OBJECTIVE: Set down, exactly as they appear, the lines from the line holding "Give me the" through the line holding "string; value: string;", inclusive; output nothing outside that range.

EXTRACTED ENTRIES:

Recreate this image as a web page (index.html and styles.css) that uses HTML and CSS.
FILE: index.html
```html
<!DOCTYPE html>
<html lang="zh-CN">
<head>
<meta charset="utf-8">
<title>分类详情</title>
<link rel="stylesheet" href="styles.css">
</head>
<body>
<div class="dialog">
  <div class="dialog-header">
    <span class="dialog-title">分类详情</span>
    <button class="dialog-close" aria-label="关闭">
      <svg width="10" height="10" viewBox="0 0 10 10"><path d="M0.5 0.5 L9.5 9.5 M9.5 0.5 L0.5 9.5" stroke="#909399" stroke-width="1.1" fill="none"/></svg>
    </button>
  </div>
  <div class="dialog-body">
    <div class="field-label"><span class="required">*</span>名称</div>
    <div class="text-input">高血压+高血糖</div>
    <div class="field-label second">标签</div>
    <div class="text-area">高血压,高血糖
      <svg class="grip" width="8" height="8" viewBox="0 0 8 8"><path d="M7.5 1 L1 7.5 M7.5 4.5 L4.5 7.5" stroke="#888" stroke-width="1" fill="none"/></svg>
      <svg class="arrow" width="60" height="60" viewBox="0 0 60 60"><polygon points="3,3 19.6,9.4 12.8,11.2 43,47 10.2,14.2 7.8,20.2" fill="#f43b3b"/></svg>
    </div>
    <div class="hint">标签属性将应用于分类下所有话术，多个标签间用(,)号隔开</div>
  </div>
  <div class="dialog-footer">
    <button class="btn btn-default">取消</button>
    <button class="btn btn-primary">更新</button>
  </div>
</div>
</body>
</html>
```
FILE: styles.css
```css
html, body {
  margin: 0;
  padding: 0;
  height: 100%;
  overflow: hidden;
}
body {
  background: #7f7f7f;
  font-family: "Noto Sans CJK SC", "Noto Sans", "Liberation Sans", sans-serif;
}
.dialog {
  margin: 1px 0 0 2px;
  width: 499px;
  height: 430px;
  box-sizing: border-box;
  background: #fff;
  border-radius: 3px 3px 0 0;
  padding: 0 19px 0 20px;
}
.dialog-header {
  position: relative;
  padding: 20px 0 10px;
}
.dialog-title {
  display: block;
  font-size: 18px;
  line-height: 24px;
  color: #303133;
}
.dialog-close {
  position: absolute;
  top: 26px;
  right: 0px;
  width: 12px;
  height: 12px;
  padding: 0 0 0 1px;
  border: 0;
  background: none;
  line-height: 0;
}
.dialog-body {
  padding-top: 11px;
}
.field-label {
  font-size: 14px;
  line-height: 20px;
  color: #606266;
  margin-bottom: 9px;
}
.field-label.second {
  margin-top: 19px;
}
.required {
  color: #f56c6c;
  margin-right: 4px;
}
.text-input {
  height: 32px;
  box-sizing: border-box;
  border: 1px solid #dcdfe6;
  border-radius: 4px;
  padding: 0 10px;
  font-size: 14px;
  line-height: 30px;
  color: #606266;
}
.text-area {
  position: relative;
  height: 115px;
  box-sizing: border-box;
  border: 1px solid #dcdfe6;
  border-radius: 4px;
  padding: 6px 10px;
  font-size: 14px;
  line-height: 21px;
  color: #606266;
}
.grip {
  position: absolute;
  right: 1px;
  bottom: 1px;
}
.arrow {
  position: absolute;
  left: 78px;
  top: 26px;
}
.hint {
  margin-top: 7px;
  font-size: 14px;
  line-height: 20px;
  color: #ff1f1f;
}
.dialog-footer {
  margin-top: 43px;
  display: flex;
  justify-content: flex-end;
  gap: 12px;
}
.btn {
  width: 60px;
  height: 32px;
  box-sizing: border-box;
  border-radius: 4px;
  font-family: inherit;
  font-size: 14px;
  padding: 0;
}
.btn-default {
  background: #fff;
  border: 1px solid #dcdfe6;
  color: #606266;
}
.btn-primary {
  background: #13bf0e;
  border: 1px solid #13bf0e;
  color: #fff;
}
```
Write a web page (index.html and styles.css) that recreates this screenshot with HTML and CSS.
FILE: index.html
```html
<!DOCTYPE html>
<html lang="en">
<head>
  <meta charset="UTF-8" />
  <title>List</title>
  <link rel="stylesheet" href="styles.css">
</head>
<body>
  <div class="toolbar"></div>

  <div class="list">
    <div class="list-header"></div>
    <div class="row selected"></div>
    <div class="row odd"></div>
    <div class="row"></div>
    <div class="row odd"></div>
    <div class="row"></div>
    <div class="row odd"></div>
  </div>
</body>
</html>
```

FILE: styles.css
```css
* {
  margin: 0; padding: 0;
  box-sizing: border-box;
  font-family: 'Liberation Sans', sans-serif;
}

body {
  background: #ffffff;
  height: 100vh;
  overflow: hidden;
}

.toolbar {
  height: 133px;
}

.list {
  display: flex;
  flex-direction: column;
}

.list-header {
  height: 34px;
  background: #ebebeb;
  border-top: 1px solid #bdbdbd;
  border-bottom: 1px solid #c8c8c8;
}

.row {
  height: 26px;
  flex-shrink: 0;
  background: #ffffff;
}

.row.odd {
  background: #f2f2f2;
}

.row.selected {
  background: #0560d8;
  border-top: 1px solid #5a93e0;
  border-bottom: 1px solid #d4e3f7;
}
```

...

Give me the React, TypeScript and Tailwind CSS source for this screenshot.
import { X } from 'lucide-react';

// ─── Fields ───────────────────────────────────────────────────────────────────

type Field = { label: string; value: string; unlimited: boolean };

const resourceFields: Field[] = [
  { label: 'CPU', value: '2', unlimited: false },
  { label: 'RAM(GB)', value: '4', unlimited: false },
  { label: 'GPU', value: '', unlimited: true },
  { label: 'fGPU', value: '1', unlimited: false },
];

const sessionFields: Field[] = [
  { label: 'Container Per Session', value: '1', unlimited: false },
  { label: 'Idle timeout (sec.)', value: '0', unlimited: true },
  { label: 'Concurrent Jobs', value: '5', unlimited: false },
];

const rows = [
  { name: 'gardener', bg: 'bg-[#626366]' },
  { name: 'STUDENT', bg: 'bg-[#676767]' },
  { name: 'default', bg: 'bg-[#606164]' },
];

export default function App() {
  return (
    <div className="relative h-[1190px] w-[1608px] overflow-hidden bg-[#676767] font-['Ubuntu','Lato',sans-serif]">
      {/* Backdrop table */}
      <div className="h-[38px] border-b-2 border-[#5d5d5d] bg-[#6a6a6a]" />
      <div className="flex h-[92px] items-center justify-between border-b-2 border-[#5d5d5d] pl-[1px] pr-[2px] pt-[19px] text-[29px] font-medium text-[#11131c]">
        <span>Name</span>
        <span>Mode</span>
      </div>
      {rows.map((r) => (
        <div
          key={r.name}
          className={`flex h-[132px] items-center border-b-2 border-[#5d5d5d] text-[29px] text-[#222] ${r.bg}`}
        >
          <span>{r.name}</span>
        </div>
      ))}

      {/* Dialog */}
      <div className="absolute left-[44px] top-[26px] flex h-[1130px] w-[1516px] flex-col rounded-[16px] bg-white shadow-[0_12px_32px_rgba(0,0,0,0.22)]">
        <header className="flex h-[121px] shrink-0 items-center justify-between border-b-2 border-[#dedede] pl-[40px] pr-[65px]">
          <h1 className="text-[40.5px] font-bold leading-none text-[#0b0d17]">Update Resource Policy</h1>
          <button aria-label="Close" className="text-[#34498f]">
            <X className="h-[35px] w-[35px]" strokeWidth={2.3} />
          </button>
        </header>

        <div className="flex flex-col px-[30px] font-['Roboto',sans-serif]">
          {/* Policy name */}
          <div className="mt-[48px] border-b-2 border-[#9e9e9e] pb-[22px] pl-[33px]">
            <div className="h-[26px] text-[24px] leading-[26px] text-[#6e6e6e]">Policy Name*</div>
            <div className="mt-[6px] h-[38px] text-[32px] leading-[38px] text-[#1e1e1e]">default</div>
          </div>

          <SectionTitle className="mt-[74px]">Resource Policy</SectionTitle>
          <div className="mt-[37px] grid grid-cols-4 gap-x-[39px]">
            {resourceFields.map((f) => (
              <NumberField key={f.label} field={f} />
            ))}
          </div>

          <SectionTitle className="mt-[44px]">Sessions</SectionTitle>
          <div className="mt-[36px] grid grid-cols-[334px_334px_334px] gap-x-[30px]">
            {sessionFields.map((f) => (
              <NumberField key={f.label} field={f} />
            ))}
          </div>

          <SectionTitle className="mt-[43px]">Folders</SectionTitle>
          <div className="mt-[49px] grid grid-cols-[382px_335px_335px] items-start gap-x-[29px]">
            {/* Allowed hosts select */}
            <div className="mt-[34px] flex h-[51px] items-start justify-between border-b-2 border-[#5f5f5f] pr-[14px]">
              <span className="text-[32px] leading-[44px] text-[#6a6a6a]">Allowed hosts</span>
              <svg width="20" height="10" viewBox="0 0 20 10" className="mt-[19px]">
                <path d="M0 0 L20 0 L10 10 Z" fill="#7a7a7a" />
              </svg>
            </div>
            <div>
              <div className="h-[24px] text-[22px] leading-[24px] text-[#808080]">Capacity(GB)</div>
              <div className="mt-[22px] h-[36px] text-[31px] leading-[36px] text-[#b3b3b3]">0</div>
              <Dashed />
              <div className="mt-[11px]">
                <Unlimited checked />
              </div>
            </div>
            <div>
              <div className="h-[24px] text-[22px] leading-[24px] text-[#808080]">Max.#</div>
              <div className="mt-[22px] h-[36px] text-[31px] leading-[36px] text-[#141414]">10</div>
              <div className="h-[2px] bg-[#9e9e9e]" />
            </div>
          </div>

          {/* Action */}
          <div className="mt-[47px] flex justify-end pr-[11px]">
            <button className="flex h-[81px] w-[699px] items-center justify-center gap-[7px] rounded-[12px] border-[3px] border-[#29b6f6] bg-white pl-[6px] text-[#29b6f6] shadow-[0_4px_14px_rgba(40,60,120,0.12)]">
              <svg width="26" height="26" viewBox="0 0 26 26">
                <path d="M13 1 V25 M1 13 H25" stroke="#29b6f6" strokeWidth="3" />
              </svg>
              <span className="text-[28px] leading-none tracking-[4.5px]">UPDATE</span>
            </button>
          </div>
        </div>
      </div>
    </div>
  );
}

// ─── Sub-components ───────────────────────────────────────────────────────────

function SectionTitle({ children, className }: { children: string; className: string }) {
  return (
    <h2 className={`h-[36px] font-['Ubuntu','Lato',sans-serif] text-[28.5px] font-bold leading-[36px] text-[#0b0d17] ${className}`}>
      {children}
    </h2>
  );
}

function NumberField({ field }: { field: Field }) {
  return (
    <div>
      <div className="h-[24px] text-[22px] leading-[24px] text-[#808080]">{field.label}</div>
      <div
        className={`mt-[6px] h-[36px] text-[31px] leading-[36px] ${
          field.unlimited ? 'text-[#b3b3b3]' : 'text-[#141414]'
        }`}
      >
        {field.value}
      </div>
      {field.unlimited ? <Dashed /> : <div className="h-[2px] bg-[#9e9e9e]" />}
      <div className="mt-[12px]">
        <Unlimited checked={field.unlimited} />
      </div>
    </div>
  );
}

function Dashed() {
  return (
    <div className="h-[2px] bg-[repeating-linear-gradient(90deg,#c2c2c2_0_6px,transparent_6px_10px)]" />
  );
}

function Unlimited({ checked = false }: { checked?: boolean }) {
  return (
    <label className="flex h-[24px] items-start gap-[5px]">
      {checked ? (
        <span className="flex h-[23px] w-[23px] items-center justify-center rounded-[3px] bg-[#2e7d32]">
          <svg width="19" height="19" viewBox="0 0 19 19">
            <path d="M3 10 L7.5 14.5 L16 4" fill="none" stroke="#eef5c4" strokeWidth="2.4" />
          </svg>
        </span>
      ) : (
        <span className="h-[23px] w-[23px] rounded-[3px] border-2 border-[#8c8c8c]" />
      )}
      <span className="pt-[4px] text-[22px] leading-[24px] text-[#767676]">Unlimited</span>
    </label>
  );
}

ANSWER TO THE TASK:
Give me the React, TypeScript and Tailwind CSS source for this screenshot.
import { X } from 'lucide-react';

// ─── Fields ───────────────────────────────────────────────────────────────────

type Field = { label: string; value: string; unlimited: boolean };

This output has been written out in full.